Historical records matching John Henry Lawson, Landsman
About John Henry Lawson, Landsman
John Lawson (June 16, 1837 – May 3, 1919) was a United States Navy sailor who received the Medal of Honor for his actions during the American Civil War.
John Lawson was born June 16, 1837 in Philadelphia, Pennsylvania. On August 5, 1864 during the Battle of Mobile Bay, while serving as a member of USS Hartford's berth deck ammunition party, he was seriously wounded after a shell had wounded him in the leg and killed or wounded the rest of his crew. Despite his wounds, he remained at his post and continued to supply the Hartford 's guns. John Lawson was one of twelve men who received the Medal of Honor for heroism that day.
After leaving the Navy, he returned to the Philadelphia area, where he raised a large family and earned his living as a huckster. He died in Philadelphia on May 3, 1919 and was buried in Mount Peace Cemetery, Lawnside, New Jersey. He was 81.

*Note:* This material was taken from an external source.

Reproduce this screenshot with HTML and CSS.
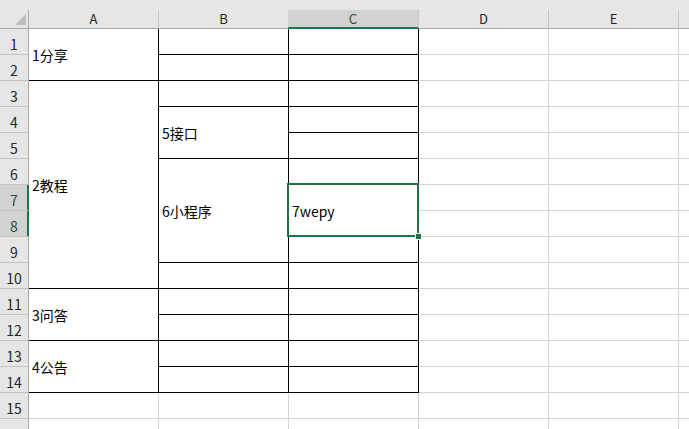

Over time, the tombstone which marked his grave subsided, fell, or was worn to the point that it became unreadable; additionally a fire at the cemetery offices destroyed burial records and the cemetery map, and his exact resting place is not known. On April 24, 2004 a new tombstone was dedicated to John Lawson's honor and placed among at least 72 other Civil War veterans who are buried at Mount Peace. On April 24, 2004, the headstone was dedicated at a ceremony attended by veteran's groups, politicians, several of Lawson's descendants, and local community members.
Medal of Honor citation
Rank and organization: Landsman, U.S. Navy. Born: 1837, Pennsylvania. Accredited to: Pennsylvania. G.O. No.: 45, December 31, 1864.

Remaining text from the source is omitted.